'''
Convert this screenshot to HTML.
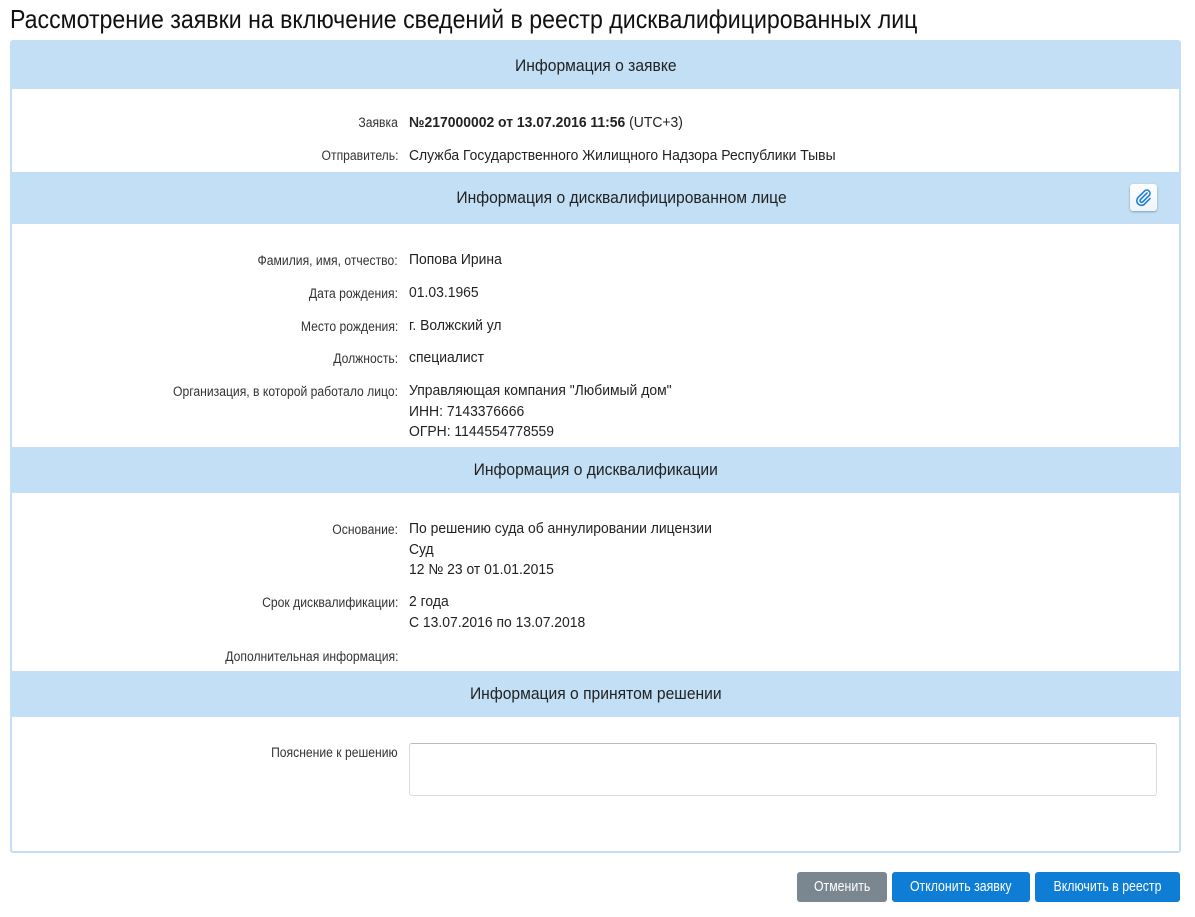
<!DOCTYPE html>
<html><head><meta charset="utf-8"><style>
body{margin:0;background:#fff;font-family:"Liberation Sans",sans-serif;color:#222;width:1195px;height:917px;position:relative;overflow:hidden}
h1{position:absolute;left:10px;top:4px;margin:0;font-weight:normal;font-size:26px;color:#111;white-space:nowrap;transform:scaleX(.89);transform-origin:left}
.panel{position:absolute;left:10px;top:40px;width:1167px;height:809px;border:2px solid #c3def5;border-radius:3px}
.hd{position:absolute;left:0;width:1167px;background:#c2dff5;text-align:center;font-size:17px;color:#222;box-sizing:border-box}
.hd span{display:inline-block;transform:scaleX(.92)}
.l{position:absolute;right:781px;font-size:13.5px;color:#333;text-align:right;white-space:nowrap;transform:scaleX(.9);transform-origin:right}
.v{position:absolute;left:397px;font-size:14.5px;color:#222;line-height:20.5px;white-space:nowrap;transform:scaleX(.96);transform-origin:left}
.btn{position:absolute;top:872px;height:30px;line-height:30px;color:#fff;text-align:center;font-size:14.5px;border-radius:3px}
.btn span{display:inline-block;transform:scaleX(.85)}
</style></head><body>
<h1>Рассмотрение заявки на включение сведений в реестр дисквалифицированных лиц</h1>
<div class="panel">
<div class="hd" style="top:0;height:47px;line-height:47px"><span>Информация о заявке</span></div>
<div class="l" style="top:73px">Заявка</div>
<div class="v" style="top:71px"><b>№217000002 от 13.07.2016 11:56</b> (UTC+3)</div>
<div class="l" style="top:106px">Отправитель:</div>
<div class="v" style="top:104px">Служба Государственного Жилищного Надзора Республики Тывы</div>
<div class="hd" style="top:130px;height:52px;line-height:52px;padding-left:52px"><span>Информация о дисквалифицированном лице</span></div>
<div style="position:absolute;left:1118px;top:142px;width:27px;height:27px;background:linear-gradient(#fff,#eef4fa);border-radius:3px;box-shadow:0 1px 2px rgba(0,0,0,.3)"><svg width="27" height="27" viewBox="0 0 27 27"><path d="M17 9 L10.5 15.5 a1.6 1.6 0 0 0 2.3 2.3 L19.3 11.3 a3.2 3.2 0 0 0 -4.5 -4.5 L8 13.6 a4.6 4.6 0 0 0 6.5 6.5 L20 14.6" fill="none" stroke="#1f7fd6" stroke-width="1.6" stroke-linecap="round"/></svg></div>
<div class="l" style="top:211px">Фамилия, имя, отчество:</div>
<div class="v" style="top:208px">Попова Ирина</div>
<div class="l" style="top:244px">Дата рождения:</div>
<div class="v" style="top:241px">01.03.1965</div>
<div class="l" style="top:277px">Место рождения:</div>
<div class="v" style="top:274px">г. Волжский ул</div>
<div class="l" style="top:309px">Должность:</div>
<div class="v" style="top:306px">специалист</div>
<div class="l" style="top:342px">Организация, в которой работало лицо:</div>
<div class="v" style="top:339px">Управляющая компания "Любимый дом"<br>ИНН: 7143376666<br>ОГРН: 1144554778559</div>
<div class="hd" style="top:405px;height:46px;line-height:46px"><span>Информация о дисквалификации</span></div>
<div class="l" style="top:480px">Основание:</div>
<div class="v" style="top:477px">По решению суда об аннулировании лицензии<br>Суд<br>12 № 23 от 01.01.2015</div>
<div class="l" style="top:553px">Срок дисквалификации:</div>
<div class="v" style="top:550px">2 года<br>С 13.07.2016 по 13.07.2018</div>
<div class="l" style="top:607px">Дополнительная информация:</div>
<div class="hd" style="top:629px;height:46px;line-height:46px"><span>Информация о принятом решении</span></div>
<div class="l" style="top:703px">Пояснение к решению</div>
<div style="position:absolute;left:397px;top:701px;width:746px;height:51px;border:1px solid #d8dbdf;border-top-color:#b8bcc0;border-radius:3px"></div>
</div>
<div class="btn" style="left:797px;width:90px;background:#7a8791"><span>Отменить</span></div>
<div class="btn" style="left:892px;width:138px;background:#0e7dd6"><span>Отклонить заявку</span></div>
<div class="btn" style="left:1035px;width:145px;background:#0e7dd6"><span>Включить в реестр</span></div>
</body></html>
'''
* **BRIEF**:
Quote the material exactly. Pictures stay out.

* **RESULT OF THE EXERCISE**:
Convert this screenshot to HTML.
<!DOCTYPE html>
<html><head><meta charset="utf-8"><style>
body{margin:0;background:#fff;font-family:"Liberation Sans",sans-serif;color:#222;width:1195px;height:917px;position:relative;overflow:hidden}
h1{position:absolute;left:10px;top:4px;margin:0;font-weight:normal;font-size:26px;color:#111;white-space:nowrap;transform:scaleX(.89);transform-origin:left}
.panel{position:absolute;left:10px;top:40px;width:1167px;height:809px;border:2px solid #c3def5;border-radius:3px}
.hd{position:absolute;left:0;width:1167px;background:#c2dff5;text-align:center;font-size:17px;color:#222;box-sizing:border-box}
.hd span{display:inline-block;transform:scaleX(.92)}
.l{position:absolute;right:781px;font-size:13.5px;color:#333;text-align:right;white-space:nowrap;transform:scaleX(.9);transform-origin:right}
.v{position:absolute;left:397px;font-size:14.5px;color:#222;line-height:20.5px;white-space:nowrap;transform:scaleX(.96);transform-origin:left}
.btn{position:absolute;top:872px;height:30px;line-height:30px;color:#fff;text-align:center;font-size:14.5px;border-radius:3px}
.btn span{display:inline-block;transform:scaleX(.85)}
</style></head><body>
<h1>Рассмотрение заявки на включение сведений в реестр дисквалифицированных лиц</h1>
<div class="panel">
<div class="hd" style="top:0;height:47px;line-height:47px"><span>Информация о заявке</span></div>
<div class="l" style="top:73px">Заявка</div>
<div class="v" style="top:71px"><b>№217000002 от 13.07.2016 11:56</b> (UTC+3)</div>
<div class="l" style="top:106px">Отправитель:</div>
<div class="v" style="top:104px">Служба Государственного Жилищного Надзора Республики Тывы</div>
<div class="hd" style="top:130px;height:52px;line-height:52px;padding-left:52px"><span>Информация о дисквалифицированном лице</span></div>
<div style="position:absolute;left:1118px;top:142px;width:27px;height:27px;background:linear-gradient(#fff,#eef4fa);border-radius:3px;box-shadow:0 1px 2px rgba(0,0,0,.3)"><svg width="27" height="27" viewBox="0 0 27 27"><path d="M17 9 L10.5 15.5 a1.6 1.6 0 0 0 2.3 2.3 L19.3 11.3 a3.2 3.2 0 0 0 -4.5 -4.5 L8 13.6 a4.6 4.6 0 0 0 6.5 6.5 L20 14.6" fill="none" stroke="#1f7fd6" stroke-width="1.6" stroke-linecap="round"/></svg></div>
<div class="l" style="top:211px">Фамилия, имя, отчество:</div>
<div class="v" style="top:208px">Попова Ирина</div>
<div class="l" style="top:244px">Дата рождения:</div>
<div class="v" style="top:241px">01.03.1965</div>
<div class="l" style="top:277px">Место рождения:</div>
<div class="v" style="top:274px">г. Волжский ул</div>
<div class="l" style="top:309px">Должность:</div>
<div class="v" style="top:306px">специалист</div>
<div class="l" style="top:342px">Организация, в которой работало лицо:</div>
<div class="v" style="top:339px">Управляющая компания "Любимый дом"<br>ИНН: 7143376666<br>ОГРН: 1144554778559</div>
<div class="hd" style="top:405px;height:46px;line-height:46px"><span>Информация о дисквалификации</span></div>
<div class="l" style="top:480px">Основание:</div>
<div class="v" style="top:477px">По решению суда об аннулировании лицензии<br>Суд<br>12 № 23 от 01.01.2015</div>
<div class="l" style="top:553px">Срок дисквалификации:</div>
<div class="v" style="top:550px">2 года<br>С 13.07.2016 по 13.07.2018</div>
<div class="l" style="top:607px">Дополнительная информация:</div>
<div class="hd" style="top:629px;height:46px;line-height:46px"><span>Информация о принятом решении</span></div>
<div class="l" style="top:703px">Пояснение к решению</div>
<div style="position:absolute;left:397px;top:701px;width:746px;height:51px;border:1px solid #d8dbdf;border-top-color:#b8bcc0;border-radius:3px"></div>
</div>
<div class="btn" style="left:797px;width:90px;background:#7a8791"><span>Отменить</span></div>
<div class="btn" style="left:892px;width:138px;background:#0e7dd6"><span>Отклонить заявку</span></div>
<div class="btn" style="left:1035px;width:145px;background:#0e7dd6"><span>Включить в реестр</span></div>
</body></html>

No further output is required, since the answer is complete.